## DATASET SECTION

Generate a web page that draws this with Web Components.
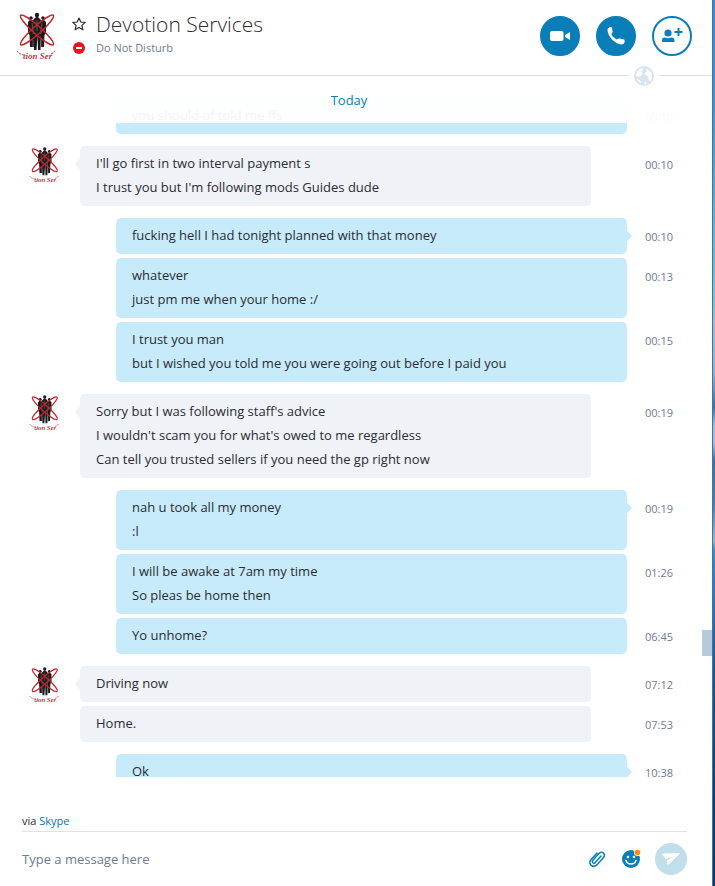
<!DOCTYPE html>
<html lang="en">
<head>
<meta charset="utf-8">
<meta name="viewport" content="width=device-width, initial-scale=1">
<title>Devotion Services</title>
<style>
    body {
        margin: 0;
        font-family: "Open Sans", "Noto Sans", sans-serif;
        font-size: 13px;
        color: #2b2c33;
        --brand: #0a7eb9;
        --line: #d9e4ec;
        --muted: #6e7b91;
        --sent: #c7ebfb;
        --received: #eff2f7;
    }
    p {
        margin: 0;
    }
</style>
</head>
<body>

<chat-window>
    <chat-header slot="header" name="Devotion Services" status="Do Not Disturb"></chat-header>
    <chat-group from="me">
        <chat-message time="00:10"><p>you should of told me ffs</p></chat-message>
    </chat-group>
    <chat-group from="them">
        <chat-message time="00:10"><p>I'll go first in two interval payment s</p><p>I trust you but I'm following mods Guides dude</p></chat-message>
    </chat-group>
    <chat-group from="me">
        <chat-message time="00:10"><p>fucking hell I had tonight planned with that money</p></chat-message>
        <chat-message time="00:13"><p>whatever</p><p>just pm me when your home :/</p></chat-message>
        <chat-message time="00:15"><p>I trust you man</p><p>but I wished you told me you were going out before I paid you</p></chat-message>
    </chat-group>
    <chat-group from="them">
        <chat-message time="00:19"><p>Sorry but I was following staff's advice</p><p>I wouldn't scam you for what's owed to me regardless</p><p>Can tell you trusted sellers if you need the gp right now</p></chat-message>
    </chat-group>
    <chat-group from="me">
        <chat-message time="00:19"><p>nah u took all my money</p><p>:l</p></chat-message>
        <chat-message time="01:26"><p>I will be awake at 7am my time</p><p>So pleas be home then</p></chat-message>
        <chat-message time="06:45"><p>Yo unhome?</p></chat-message>
    </chat-group>
    <chat-group from="them">
        <chat-message time="07:12"><p>Driving now</p></chat-message>
        <chat-message time="07:53"><p>Home.</p></chat-message>
    </chat-group>
    <chat-group from="me">
        <chat-message time="10:38"><p>Ok</p></chat-message>
    </chat-group>
    <chat-composer slot="footer"></chat-composer>
</chat-window>

<script>
class ChatAvatar extends HTMLElement {
    constructor() {
        super();
        this.attachShadow({ mode: 'open' });
        this.shadowRoot.innerHTML = `
            <style>
                :host {
                    display: block;
                    width: 40px;
                }
                svg {
                    display: block;
                    width: 100%;
                    overflow: visible;
                }
                text {
                    font: italic bold 9px "Liberation Serif", serif;
                    fill: #b8403f;
                }
            </style>
            <svg viewBox="0 0 40 50" aria-hidden="true">
                <g fill="#1b1a1c">
                    <circle cx="21" cy="4" r="2.2"/>
                    <circle cx="15" cy="7" r="1.8"/>
                    <circle cx="27" cy="7" r="1.8"/>
                    <path d="M17 9l3-3h2l3 3 2 12-2 2-.5 16H22l-.5-14-1 14H18l-.5-16-2-2z"/>
                    <path d="M12 11l2-2h3l1 3v24h-4l-.5-12-1.500-2zM25 12l.5-3H28l2 2v11l-1.500 2-.5 12h-3z"/>
                </g>
                <path d="M21 9v11M16 12l1.500 11M26 12l-1.500 11M17 29v7M25 29v7" stroke="#999" stroke-width=".5" fill="none"/>
                <g fill="none" stroke="#c3282c" stroke-width="1.5">
                    <ellipse cx="21" cy="19" rx="22" ry="4" transform="rotate(42 21 19)"/>
                    <ellipse cx="21" cy="19" rx="22" ry="4" transform="rotate(-42 21 19)"/>
                </g>
                <path d="M1 40q2 3 7 4M35 43q3-1 4-3" fill="none" stroke="#c3282c" stroke-width="1" stroke-dasharray="2 1"/>
                <text x="7" y="48">tion Ser</text>
            </svg>
        `;
    }
}

class ChatHeader extends HTMLElement {
    constructor() {
        super();
        this.attachShadow({ mode: 'open' });
        this.shadowRoot.innerHTML = `
            <style>
                :host {
                    display: block;
                    position: relative;
                    border-bottom: 1px solid var(--line);
                }
                header {
                    display: flex;
                    align-items: center;
                    gap: 16px;
                    padding: 11px 20px 14px 16px;
                }
                .contact {
                    flex: 1;
                    display: grid;
                    grid-template-columns: 14px 1fr;
                    grid-template-rows: 24px 24px;
                    column-gap: 10px;
                    align-items: center;
                    justify-items: start;
                }
                h1 {
                    margin: 0;
                    font: 300 21px/24px "Open Sans", sans-serif;
                    white-space: nowrap;
                }
                .status {
                    font-size: 11px;
                    line-height: 20px;
                    color: var(--muted);
                }
                svg {
                    display: block;
                }
                button {
                    display: grid;
                    place-items: center;
                    padding: 0;
                    border: 0;
                    background: none;
                    color: inherit;
                    cursor: pointer;
                }
                .actions {
                    display: flex;
                    gap: 16px;
                }
                .actions button {
                    width: 40px;
                    height: 40px;
                    border: 2px solid var(--brand);
                    border-radius: 50%;
                    background: var(--brand);
                    color: #fff;
                }
                .actions .outline {
                    background: #fff;
                    color: var(--brand);
                }
                .globe {
                    position: absolute;
                    right: 53px;
                    bottom: -11px;
                    padding: 0 5px;
                    background: #fff;
                }
            </style>
            <header>
                <chat-avatar></chat-avatar>
                <div class="contact">
                    <button aria-label="Add to favourites">
                        <svg width="14" height="14" viewBox="0 0 14 14" fill="none" stroke="#2b2c33" stroke-width="1.2" stroke-linejoin="round"><path d="M7 1l1.800 4 4.400.4-3.300 3 1 4.400L7 10.500l-3.900 2.300 1-4.400-3.300-3L5.200 5z"/></svg>
                    </button>
                    <h1></h1>
                    <svg width="14" height="14" viewBox="0 0 14 14" aria-hidden="true"><circle cx="7" cy="7" r="6" fill="#e81123"/><path d="M4 7h6" stroke="#fff" stroke-width="2"/></svg>
                    <span class="status"></span>
                </div>
                <div class="actions">
                    <button aria-label="Video call">
                        <svg width="20" height="20" viewBox="0 0 20 20" fill="currentColor"><path d="M2 5h9.500Q13.500 5 13.500 7v6q0 2-2 2H2Q0 15 0 13V7q0-2 2-2zM15 9l5-3v8l-5-3z"/></svg>
                    </button>
                    <button aria-label="Audio call">
                        <svg width="20" height="20" viewBox="0 0 20 20" fill="currentColor"><path d="M3 1.500q2-.8 3 .1l.7 4.300q-.2 1-1.400 1.600.6 3.300 5.400 6 1.800-1.300 2.900-1l4.500 1q1 .8.400 3-.5 2-3.500 2-3.800-.3-8.500-4.500Q1.500 8.500 1.500 4 1.500 2.200 3 1.500z"/></svg>
                    </button>
                    <button class="outline" aria-label="Add people">
                        <svg width="22" height="16" viewBox="0 0 22 16" fill="currentColor"><circle cx="7" cy="5" r="3.6"/><path d="M1 14v-2q0-2.200 2-2.500 1.500 0 2 .3 2 .9 4 0 .5-.3 2-.3 2.500.3 2.500 2.500v2zM16.500 0h2v3h3v2h-3v3h-2V5h-3V3h3z"/></svg>
                    </button>
                </div>
            </header>
            <div class="globe">
                <svg width="20" height="20" viewBox="0 0 20 20" aria-hidden="true"><circle cx="10" cy="10" r="10" fill="#d9e4ec"/><path d="M3.500 5Q6 2 8.500 2.300L9 4l-2 1.500L8.500 7l-1 2.500L4.500 11 2 9.500Q1.900 7 3.500 5zM12 3.500q3-.5 5 2.500 1.500 2.500 1 6-.5 2.500-2 3.500l-1.500-2v-3L12 9.500 11 7l1.500-1zM3 13l3 1 1.500 3.500Q4.500 16.500 3 13zM11 15l1.500 2.500q-1 .6-2 .5z" fill="#fff"/></svg>
            </div>
        `;
    }

    connectedCallback() {
        this.shadowRoot.querySelector('h1').textContent = this.getAttribute('name');
        this.shadowRoot.querySelector('.status').textContent = this.getAttribute('status');
    }
}

class ChatMessage extends HTMLElement {
    constructor() {
        super();
        this.attachShadow({ mode: 'open' });
        this.shadowRoot.innerHTML = `
            <style>
                :host {
                    display: flex;
                    gap: 18px;
                }
                .bubble {
                    position: relative;
                    flex: 1;
                    margin: var(--bubble-margin);
                    padding: 5px 16px 7px;
                    border-radius: 5px;
                    background: var(--bubble);
                    line-height: 24px;
                }
                /* tail on the first bubble of a group */
                :host(:first-child) .bubble::after {
                    content: "";
                    position: absolute;
                    top: 12px;
                    left: var(--tail-left);
                    right: var(--tail-right);
                    width: 10px;
                    height: 12px;
                    background: var(--bubble);
                    clip-path: polygon(50% 0, 100% 50%, 50% 100%, 0 50%);
                }
                time {
                    width: 67px;
                    padding-top: 9px;
                    font-size: 11px;
                    line-height: 20px;
                    color: var(--muted);
                }
            </style>
            <div class="bubble"><slot></slot></div>
            <time></time>
        `;
    }

    connectedCallback() {
        this.shadowRoot.querySelector('time').textContent = this.getAttribute('time');
    }
}

class ChatGroup extends HTMLElement {
    constructor() {
        super();
        this.attachShadow({ mode: 'open' });
        this.shadowRoot.innerHTML = `
            <style>
                :host {
                    display: grid;
                    grid-template-columns: 30px 1fr;
                    column-gap: 21px;
                    padding-left: 29px;
                    --bubble: var(--sent);
                    --bubble-margin: 0 0 0 36px;
                    --tail-left: auto;
                    --tail-right: -5px;
                }
                :host([from="them"]) {
                    --bubble: var(--received);
                    --bubble-margin: 0 36px 0 0;
                    --tail-left: -5px;
                    --tail-right: auto;
                }
                chat-avatar {
                    width: 30px;
                }
                :host([from="me"]) chat-avatar {
                    display: none;
                }
                .list {
                    grid-column: 2;
                    display: flex;
                    flex-direction: column;
                    gap: 4px;
                }
            </style>
            <chat-avatar></chat-avatar>
            <div class="list"><slot></slot></div>
        `;
    }
}

class ChatComposer extends HTMLElement {
    constructor() {
        super();
        this.attachShadow({ mode: 'open' });
        this.shadowRoot.innerHTML = `
            <style>
                :host {
                    display: block;
                    padding: 34px 25px 0 22px;
                }
                .via {
                    border-bottom: 1px solid var(--line);
                    font-size: 11px;
                    line-height: 20px;
                }
                a {
                    color: #0078c2;
                    text-decoration: none;
                }
                form {
                    display: flex;
                    align-items: center;
                    height: 54px;
                }
                input {
                    flex: 1;
                    min-width: 0;
                    padding: 0;
                    border: 0;
                    outline: 0;
                    background: none;
                    font: inherit;
                    color: inherit;
                }
                input::placeholder {
                    color: var(--muted);
                    opacity: 1;
                }
                button {
                    display: grid;
                    place-items: center;
                    padding: 0;
                    border: 0;
                    background: none;
                    color: var(--brand);
                    cursor: pointer;
                }
                svg {
                    display: block;
                }
                .tools {
                    display: flex;
                    align-items: center;
                    gap: 14px;
                }
                .send {
                    width: 32px;
                    height: 32px;
                    border-radius: 50%;
                    background: #c1deeb;
                    color: #fff;
                }
            </style>
            <div class="via">via <a href="#skype">Skype</a></div>
            <form>
                <input type="text" placeholder="Type a message here" aria-label="Message">
                <div class="tools">
                    <button type="button" aria-label="Attach file">
                        <svg width="20" height="20" viewBox="0 0 20 20" fill="none" stroke="currentColor" stroke-width="1.5" stroke-linecap="round"><path d="M14 7l-5.800 6.600q-1.300 1.200-2.400.2-1-1.200.1-2.500l6.200-7q2.200-2.100 4.300-.3 2 2.100.1 4.400l-6.700 7.500q-2.800 2.700-5.600.5-2.600-2.600-.3-5.600L10 4"/></svg>
                    </button>
                    <button type="button" aria-label="Emoticons">
                        <svg width="20" height="20" viewBox="0 0 20 20"><circle cx="10" cy="10" r="9" fill="currentColor"/><circle cx="7" cy="8" r="1.3" fill="#fff"/><circle cx="13" cy="8" r="1.3" fill="#fff"/><path d="M5 11.500q1 3.500 5 3.500t5-3.500" fill="none" stroke="#fff" stroke-width="1.5" stroke-linecap="round"/><circle cx="16.5" cy="3.5" r="3.5" fill="#fff"/><circle cx="16.5" cy="3.5" r="2.8" fill="#ff8c00"/></svg>
                    </button>
                    <button class="send" aria-label="Send">
                        <svg width="18" height="14" viewBox="0 0 18 14" fill="currentColor"><path d="M1 1.500L17 1q1 .2.500 1L6.500 12.500q-1 .8-1.300-.5L4.800 8.500 11 4.500 3.800 7 .5 3Q-.3 1.700 1 1.500z"/></svg>
                    </button>
                </div>
            </form>
        `;
    }
}

class ChatWindow extends HTMLElement {
    constructor() {
        super();
        this.attachShadow({ mode: 'open' });
        this.shadowRoot.innerHTML = `
            <style>
                :host {
                    display: grid;
                    grid-template-columns: 1fr 3px;
                    height: 100vh;
                }
                .window {
                    display: flex;
                    flex-direction: column;
                    min-width: 0;
                    min-height: 0;
                    background: #fff;
                }
                main {
                    position: relative;
                    flex: 1;
                    min-height: 0;
                    overflow: hidden;
                }
                .history {
                    display: flex;
                    flex-direction: column;
                    gap: 12px;
                    padding-top: 22px;
                }
                .day {
                    position: absolute;
                    inset: 0 0 auto;
                    height: 47px;
                    padding-right: 14px;
                    box-sizing: border-box;
                    background: rgba(255, 255, 255, .95);
                    color: var(--brand);
                    line-height: 48px;
                    text-align: center;
                }
                .thumb {
                    position: absolute;
                    top: 79%;
                    right: 0;
                    width: 10px;
                    height: 26px;
                    background: #b5cadb;
                }
                ::slotted([slot="header"]) {
                    z-index: 1;
                }
                .desktop {
                    border-left: 1px solid #49739b;
                    background: linear-gradient(#3988d4 0, #4396cf 14%, #66b9cd 28%, #79c5c9 35%, #a1bdc9 36%, #91b1c9 42%, #3870ae 46%, #a5bfd2 48%, #a5bfd2 50%, #3c6fa9 52%, #4a7dac 57%, #9bb6c8 61%, #3b8aca 62%, #195591 77%, #0d3f75 90%, #0b376a 100%);
                }
            </style>
            <div class="window">
                <slot name="header"></slot>
                <main>
                    <div class="history"><slot></slot></div>
                    <div class="day">Today</div>
                    <div class="thumb"></div>
                </main>
                <slot name="footer"></slot>
            </div>
            <div class="desktop"></div>
        `;
    }
}

customElements.define('chat-avatar', ChatAvatar);
customElements.define('chat-header', ChatHeader);
customElements.define('chat-message', ChatMessage);
customElements.define('chat-group', ChatGroup);
customElements.define('chat-composer', ChatComposer);
customElements.define('chat-window', ChatWindow);
</script>
</body>
</html>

## YOUR GOAL
Show all lines from the data above in which the word "that" appears.

## SOLUTION BELOW
Generate a web page that draws this with Web Components.
        <chat-message time="00:10"><p>fucking hell I had tonight planned with that money</p></chat-message>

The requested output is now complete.